Trump hasn’t drained the swamp. Here’s how to do it

Donald Trump ran for president promising to “drain the swamp,” but even his sometimes valiant efforts amount to no more than removing marsh water one tin cup at a time.

Three Supreme Court decisions at the end of its term last week remind us that the federal administrative state, not the elective offices, is the frustrating, sometimes abusive entity through which most citizens encounter their government. The next president should make it a priority to radically restructure and reduce the administrative leviathan. The virtual GOP campaign against President Trump must make massive administrative reform a galvanizing issue.

The challenge could even employ a Trump-like slogan: Bust the bureaucracy!

The goal should be, within a decade, to reduce the 2.1 million federal civilian workforce by nearly a third while simultaneously making agencies more responsive, not less, to the citizens they serve.

To do this, Congress and the president must enact complete re-writes, top to bottom, of the Administrative Procedure Act of 1946, the provisions still in force from the Pendleton Civil Service Reform Act from way back in 1883 (!), and the Civil Service Reform Act of 1978. These laws set rules governing the processes by which federal regulations are issued and enforced and governing the standards, job protections, and expectations for federal employees.

The interplay of those laws right now gives bureaucrats far too much power, but far too little accountability. Even good, responsive federal employees are hampered by a maze of rules that discourage initiative and the taking of responsibility, while making pass-the-buck attitudes the default option. The three laws at issue, more than the bureaucrats themselves, are responsible for the state of affairs where “bureaucracy basically makes people stupid.”
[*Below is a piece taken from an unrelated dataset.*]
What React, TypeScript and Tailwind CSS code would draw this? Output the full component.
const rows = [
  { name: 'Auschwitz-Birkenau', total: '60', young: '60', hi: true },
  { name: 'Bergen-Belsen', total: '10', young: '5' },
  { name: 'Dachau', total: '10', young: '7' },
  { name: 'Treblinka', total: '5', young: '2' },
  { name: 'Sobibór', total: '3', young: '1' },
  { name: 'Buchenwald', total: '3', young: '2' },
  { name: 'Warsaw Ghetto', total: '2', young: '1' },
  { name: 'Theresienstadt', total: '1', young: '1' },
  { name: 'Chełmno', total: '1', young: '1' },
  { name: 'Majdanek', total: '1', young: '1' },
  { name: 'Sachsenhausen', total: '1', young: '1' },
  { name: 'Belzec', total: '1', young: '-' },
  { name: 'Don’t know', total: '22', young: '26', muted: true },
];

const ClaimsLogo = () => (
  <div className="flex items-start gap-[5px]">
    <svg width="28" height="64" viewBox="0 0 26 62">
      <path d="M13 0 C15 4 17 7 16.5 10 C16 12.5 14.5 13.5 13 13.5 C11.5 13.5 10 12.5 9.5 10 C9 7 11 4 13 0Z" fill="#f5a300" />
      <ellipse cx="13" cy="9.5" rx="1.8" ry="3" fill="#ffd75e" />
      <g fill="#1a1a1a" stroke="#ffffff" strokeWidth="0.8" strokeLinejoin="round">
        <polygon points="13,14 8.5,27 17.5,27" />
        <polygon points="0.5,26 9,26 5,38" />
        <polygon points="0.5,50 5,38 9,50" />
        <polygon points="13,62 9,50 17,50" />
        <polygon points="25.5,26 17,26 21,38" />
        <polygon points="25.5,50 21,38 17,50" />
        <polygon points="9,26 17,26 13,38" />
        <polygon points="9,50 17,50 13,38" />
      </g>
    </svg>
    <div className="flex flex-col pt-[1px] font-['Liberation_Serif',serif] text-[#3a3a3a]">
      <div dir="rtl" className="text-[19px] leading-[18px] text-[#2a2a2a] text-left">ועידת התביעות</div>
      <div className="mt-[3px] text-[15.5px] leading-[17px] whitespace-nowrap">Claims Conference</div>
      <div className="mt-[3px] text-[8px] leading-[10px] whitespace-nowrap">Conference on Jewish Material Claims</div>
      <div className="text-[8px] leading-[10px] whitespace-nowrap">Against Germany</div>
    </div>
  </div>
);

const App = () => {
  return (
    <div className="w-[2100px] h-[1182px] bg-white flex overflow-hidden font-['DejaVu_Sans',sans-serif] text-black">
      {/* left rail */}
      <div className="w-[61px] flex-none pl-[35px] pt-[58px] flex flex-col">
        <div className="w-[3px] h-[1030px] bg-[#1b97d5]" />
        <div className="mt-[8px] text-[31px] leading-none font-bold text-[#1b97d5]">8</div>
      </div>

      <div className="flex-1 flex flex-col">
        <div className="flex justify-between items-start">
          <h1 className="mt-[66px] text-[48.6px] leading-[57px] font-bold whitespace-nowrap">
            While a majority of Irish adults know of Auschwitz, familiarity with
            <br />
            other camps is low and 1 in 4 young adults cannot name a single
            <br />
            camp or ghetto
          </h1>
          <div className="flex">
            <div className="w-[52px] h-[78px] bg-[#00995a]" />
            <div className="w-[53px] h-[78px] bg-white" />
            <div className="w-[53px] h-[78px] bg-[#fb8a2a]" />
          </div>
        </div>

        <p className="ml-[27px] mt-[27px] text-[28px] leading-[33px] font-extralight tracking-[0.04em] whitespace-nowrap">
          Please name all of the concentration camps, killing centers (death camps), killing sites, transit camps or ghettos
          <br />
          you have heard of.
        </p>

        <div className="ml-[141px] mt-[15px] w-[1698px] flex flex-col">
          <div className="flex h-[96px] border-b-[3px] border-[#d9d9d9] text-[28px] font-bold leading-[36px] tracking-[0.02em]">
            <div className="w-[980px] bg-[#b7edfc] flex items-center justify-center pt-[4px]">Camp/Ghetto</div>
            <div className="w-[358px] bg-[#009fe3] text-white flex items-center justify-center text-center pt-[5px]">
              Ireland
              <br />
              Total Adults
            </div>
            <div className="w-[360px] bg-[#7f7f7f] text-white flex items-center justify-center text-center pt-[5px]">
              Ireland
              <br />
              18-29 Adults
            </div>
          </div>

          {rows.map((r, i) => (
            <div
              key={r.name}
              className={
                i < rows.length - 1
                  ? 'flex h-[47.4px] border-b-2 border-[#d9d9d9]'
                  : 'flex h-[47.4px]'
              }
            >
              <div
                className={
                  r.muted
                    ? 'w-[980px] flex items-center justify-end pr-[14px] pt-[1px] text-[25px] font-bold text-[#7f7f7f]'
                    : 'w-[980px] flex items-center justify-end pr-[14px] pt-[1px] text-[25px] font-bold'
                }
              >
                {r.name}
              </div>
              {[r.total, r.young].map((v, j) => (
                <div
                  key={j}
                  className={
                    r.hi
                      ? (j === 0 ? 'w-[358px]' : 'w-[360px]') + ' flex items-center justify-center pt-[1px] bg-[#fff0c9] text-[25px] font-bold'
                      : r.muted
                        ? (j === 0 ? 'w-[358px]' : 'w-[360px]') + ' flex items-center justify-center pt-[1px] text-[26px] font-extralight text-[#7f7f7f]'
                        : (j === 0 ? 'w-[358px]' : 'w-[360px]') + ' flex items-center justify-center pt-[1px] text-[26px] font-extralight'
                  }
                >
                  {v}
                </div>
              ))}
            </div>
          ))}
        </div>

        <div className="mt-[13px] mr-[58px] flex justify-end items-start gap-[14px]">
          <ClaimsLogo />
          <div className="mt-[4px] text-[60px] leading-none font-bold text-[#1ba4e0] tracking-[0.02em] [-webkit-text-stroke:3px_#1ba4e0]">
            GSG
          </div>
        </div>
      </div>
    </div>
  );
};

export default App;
That last quote comes from longtime author-reformer Philip K. Howard, who since publication of The Death of Common Sense in 1994 has catalogued and excoriated these bureaucratic stupidities and related issues. Almost everyone who has navigated a federal bureaucracy with anything but the simplest question can attest to the system’s soul-sapping impersonality.

To fix that, a Virtual President Hillyer would appoint a commission to propose from-scratch legislation to revamp civil service rules and administrative procedures. As Howard writes in this year’s Try Common Sense, federal hiring should be politically neutral but without guaranteed job tenure, federal employee job descriptions should be re-oriented toward solutions rather than restrictions-and-punishments, and accountability must be reestablished through rewards for constructive performance and discipline for incompetence.

The commission’s recommendations would be aided by legislative rules similar (although with some leeway for legislative amendment) to those used under the successful Defense Base Closure and Realignment Act of 1990. Its mandate would be major, groundbreaking reform, not mere nibbling around the edges.

The commission should be weighted toward conservative principles, but not terribly overweighted, because in the end its product will need buy-in across the political spectrum. The commission chairman should have a reputation as relatively nonideological. The choice is obvious: Philip Howard himself.

There should be three vice chairmen. The first would be Don Devine, who as President Ronald Reagan’s director of the Office of Personnel Management oversaw a rational and systemic reduction of the federal workforce by 100,000 employees. The second would be Cass Sunstein, who was President Barack Obama’s semi-reformist regulatory czar. The third vice chairman should have practical political sensibilities in addition to administrative expertise. Former Louisiana Gov. Bobby Jindal is the choice. Give them good associate members and a crackerjack staff, and give them the reins.

Americans deserve to have a government that is responsive, efficient, understandable, and accountable, all the while also saving many tens of billions of dollars each year. Bust the bureaucracy, now!